“サバクトビバッタ”襲来で食糧危機?

 先ほど、新型コロナウイルスの感染拡大が鈍化していることをきっかけとして、中国で消費の回復期待が生じ、その消費回復期待が、穀物価格の反発の一因になっていると述べました。ここからは、この点以外の、足元の穀物価格の反発を支える材料について述べます。

・小麦:新型コロナウイルス感染拡大が続く欧米で、備蓄を拡大する思惑が浮上している。
・トウモロコシ:特に、新型コロナウイルス感染拡大が続く米国で移動制限がかかり、トウモロコシ由来のバイオ燃料の消費が減少する懸念が浮上。2020年度の生産に向け、米国で4月以降行われる作付け作業において、作付面積が2月の米農務省の展望会議で出された見通しを上回る可能性が浮上している。
・大豆:2020年度の生産に向け、米国で4月以降行われる作付け作業において、作付面積が2月の米農務省の展望会議で出された見通しを下回る可能性が浮上している。新型コロナウイルスの感染拡大予防のため、アルゼンチンでは港の稼働を延期すると発表され、同国からの大豆供給が一時的に停止している可能性がある。

 トウモロコシについては、下落要因があることがわかります。先述の騰落率ランキングでも下落したことが確認できますが、実際には、先週半ばから後半にかけて、反発色を強めました。トウモロコシにおいても、価格を反発させる別の材料があるわけです。

 それは、トウモロコシを含む穀物の供給のひっ迫懸念を生じさせる“サバクトビバッタ”が大量発生したことにより、世界規模の食料供給の安全保障上の問題が浮上していることです。昨年までの長雨の影響で、現在、東アフリカと中東、南アジアなどの複数の地域で同バッタの大群が発生しています。

 FAO(国際連合食糧農業機関)は、現在大量発生しているサバクトビバッタの情報について、関連するケニア、エチオピア、イエメン、イラン、スーダン、エリトリア、エジプト、オマーンに対し、バッタの群れなどの情報を更新しました。先週半ばに行われたこの情報更新と時をほぼ同じくして、穀物相場の反発が鮮明になりました。

 サバクトビバッタは、成虫になると体長が5センチメートル前後になり、大量発生した場合、1平方キロあたり数千万匹規模の巨大な群れをつくることがあると言われています。

 サバクトビバッタの生息地域は、北西アフリカから東アフリカにかけたサハラ砂漠を含むアフリカ大陸北部の大部分、アラビア半島などの中東地域、そしてインド西部を含む南アジアなどです。

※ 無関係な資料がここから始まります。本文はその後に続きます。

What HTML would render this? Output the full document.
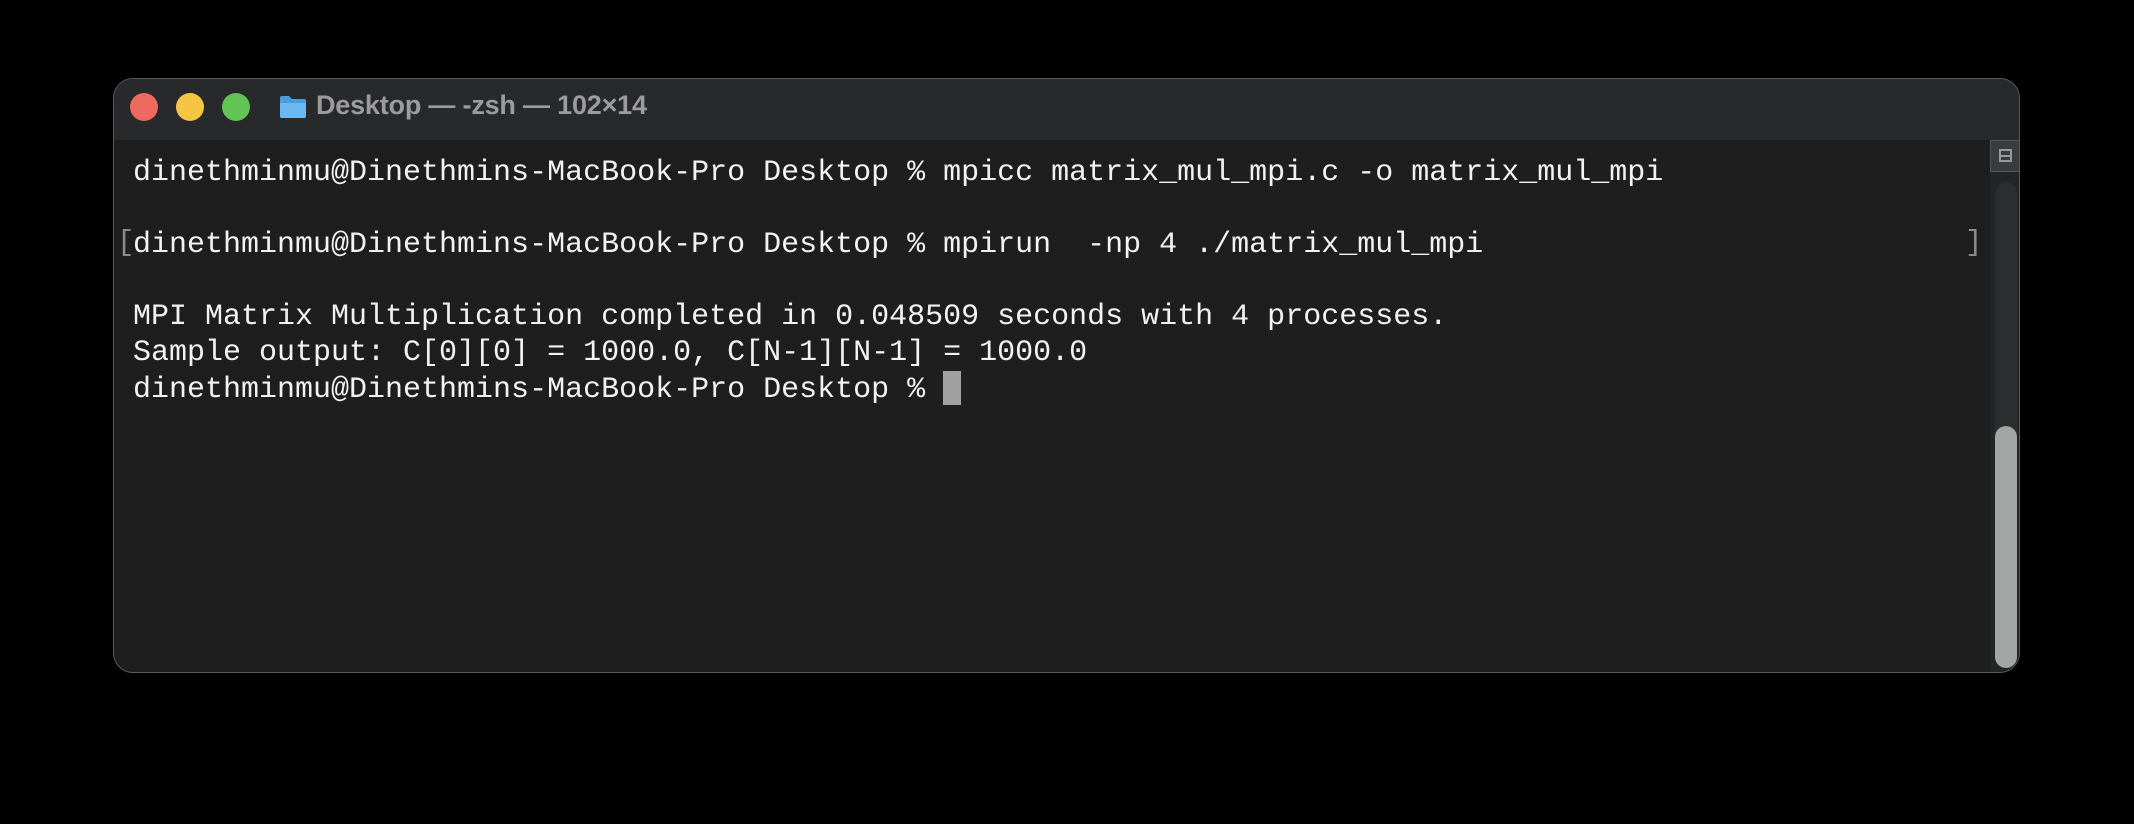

 飛行能力が非常に高いこのバッタは、大群となり、風に乗って、1日あたり百キロ以上、移動することが可能です。このため、アフリカ大陸とアラビア半島の間の紅海や、サウジアラビアとイランの間のペルシャ湾、北アフリカとヨーロッパの間の地中海などの海を渡ることができます。10日間で、西アフリカからカリブ海まで、大西洋を渡ったという記録もあります。

 サバクトビバッタは大量発生時、国をまたいだ大規模な農作物への被害をもたらします。数千匹規模で移動をしながら、一日に数万人分の食糧に相当する穀物などの農作物を食い荒らします。このバッタは、農作物(トウモロコシ、米、麦など)であっても農作物でなくても、緑色の植物を食べるといわれています。

 1987~1989年、2003~2005年にかけて、主にアフリカ北部を中心に発生したサバクトビバッタの被害によって、農家の収入減少や、食料の供給不足、被害地域の治安悪化などの複数の悪影響が発生しました。

 そして現在、サバクトビバッタは、エチオピアやケニア、ソマリアなど東アフリカから、パキスタンやインド西部にかけて複数の箇所で大規模発生し、いくつかの国では緊急事態が宣言されています。目下進行中の、サバクトビバッタの大量発生が及ぼす食糧危機の懸念もまた、足元の穀物価格の反発の一因と言えると筆者は考えています。

 このバッタの最高到達高度は2,000メートルと言われていることから、ヒマラヤ山脈を越えることはないと考えられ、このバッタが中国で猛威を振るう可能性は低いとみられます。しかし、現在、チベットの税関では、念のため、バッタの侵入が起きていないかの確認が行われているとの報道があります。この報道は、サバクトビバッタの大群と中国が無縁でないことを示していると思います。